> [What is expected]
Tally all lines containing the word "styles". Give the number alone.

------------------------------------------------------------------------

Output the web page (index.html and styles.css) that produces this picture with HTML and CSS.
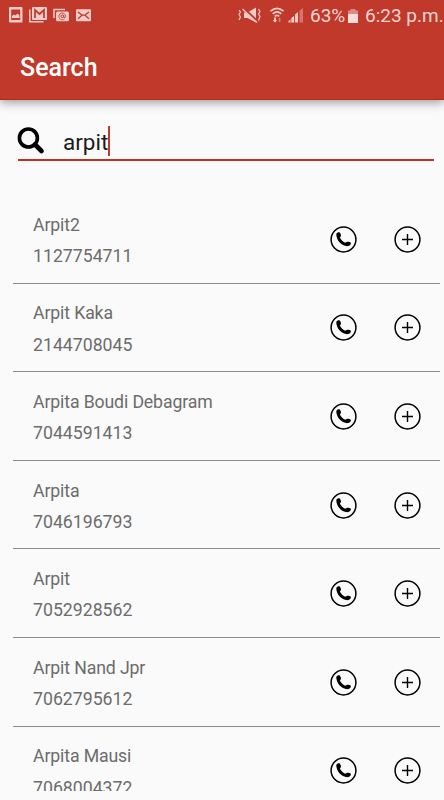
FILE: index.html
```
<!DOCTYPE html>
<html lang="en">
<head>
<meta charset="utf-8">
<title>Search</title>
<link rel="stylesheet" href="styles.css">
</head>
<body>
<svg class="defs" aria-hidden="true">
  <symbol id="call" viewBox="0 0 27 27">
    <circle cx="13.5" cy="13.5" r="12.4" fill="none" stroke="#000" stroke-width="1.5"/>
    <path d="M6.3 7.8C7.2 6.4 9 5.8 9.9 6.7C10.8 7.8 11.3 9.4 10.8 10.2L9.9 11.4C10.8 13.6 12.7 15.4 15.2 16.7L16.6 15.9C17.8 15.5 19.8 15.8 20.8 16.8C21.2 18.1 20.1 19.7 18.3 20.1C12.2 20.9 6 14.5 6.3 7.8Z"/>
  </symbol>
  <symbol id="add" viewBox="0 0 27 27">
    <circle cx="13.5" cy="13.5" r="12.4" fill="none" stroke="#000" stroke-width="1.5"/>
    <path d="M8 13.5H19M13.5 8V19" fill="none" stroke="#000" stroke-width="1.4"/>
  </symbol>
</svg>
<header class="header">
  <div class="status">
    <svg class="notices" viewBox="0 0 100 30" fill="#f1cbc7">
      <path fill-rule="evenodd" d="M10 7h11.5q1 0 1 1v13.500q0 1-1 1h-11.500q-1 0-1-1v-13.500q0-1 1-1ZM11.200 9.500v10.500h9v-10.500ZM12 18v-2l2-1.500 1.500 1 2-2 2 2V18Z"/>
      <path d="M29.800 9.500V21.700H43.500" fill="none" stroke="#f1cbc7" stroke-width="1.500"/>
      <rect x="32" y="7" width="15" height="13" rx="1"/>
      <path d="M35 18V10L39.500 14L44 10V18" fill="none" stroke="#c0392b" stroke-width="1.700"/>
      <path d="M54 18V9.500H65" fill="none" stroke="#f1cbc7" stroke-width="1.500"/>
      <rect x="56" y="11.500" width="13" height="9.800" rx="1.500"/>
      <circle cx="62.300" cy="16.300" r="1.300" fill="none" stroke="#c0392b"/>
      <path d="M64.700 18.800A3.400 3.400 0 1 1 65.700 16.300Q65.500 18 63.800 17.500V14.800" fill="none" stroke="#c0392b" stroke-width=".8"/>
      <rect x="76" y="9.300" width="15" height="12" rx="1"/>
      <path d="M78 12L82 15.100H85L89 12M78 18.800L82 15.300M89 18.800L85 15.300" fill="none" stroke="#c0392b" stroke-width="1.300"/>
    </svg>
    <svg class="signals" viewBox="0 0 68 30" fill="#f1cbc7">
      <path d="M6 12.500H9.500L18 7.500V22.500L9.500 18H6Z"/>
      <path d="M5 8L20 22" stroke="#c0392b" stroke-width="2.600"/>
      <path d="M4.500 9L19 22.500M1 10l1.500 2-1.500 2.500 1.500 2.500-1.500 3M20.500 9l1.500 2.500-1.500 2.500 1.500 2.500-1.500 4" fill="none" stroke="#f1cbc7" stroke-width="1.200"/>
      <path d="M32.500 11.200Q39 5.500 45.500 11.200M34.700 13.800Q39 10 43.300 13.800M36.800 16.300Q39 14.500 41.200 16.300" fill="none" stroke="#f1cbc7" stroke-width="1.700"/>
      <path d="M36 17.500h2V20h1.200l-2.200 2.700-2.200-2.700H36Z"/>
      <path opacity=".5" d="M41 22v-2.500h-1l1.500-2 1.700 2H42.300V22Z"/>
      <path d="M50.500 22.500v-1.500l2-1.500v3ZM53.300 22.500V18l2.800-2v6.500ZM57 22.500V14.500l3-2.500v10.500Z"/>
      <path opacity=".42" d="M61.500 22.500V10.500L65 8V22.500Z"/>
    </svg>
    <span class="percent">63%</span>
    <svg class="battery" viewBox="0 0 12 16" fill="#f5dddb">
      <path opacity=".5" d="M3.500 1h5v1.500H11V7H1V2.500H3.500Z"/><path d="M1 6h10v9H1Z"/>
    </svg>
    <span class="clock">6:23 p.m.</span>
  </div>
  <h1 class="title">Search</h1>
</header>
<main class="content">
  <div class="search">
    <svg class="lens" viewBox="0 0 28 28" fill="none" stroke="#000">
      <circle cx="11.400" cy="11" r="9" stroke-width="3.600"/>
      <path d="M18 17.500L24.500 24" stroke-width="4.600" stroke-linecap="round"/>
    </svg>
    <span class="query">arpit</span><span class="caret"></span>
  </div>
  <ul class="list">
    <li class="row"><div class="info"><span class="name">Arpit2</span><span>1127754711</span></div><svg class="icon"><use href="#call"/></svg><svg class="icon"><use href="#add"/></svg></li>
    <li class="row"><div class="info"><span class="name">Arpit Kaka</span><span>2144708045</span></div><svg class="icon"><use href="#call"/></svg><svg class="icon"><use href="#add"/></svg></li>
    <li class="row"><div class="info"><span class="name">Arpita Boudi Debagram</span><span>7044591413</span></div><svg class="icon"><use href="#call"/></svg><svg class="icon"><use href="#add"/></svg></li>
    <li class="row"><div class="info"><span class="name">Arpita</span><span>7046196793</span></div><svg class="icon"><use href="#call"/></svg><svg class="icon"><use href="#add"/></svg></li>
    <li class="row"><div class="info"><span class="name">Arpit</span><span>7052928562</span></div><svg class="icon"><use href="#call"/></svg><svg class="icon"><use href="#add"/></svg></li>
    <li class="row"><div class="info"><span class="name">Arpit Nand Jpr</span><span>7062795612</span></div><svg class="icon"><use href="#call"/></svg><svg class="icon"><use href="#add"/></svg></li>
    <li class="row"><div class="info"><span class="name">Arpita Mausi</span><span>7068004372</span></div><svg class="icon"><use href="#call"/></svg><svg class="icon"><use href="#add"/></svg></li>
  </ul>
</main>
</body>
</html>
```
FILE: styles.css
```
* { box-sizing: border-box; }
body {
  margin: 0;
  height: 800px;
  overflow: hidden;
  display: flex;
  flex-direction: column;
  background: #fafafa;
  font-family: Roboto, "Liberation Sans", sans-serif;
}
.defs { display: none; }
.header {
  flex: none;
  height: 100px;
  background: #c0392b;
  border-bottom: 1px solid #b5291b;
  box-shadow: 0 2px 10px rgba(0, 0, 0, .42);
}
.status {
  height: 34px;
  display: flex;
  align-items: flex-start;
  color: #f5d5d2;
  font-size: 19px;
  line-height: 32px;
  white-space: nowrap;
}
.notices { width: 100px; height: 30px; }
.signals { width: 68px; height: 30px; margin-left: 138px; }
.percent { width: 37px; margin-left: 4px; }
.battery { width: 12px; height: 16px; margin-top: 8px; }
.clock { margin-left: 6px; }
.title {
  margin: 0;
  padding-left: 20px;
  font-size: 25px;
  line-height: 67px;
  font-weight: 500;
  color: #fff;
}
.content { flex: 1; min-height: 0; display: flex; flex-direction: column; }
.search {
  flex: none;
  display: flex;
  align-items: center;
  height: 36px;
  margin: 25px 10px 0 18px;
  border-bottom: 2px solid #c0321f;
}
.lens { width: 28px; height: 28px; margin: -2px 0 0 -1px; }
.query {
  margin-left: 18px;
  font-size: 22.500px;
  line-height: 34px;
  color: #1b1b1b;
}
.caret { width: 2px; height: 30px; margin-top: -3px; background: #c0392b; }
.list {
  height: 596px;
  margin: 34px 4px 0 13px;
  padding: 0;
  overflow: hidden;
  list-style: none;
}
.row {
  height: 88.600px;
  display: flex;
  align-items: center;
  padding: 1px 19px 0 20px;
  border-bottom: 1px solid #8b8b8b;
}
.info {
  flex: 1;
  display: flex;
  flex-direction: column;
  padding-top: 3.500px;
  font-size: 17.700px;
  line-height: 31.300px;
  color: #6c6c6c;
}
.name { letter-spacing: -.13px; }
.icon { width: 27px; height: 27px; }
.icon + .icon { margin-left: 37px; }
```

------------------------------------------------------------------------

> [The reply]
3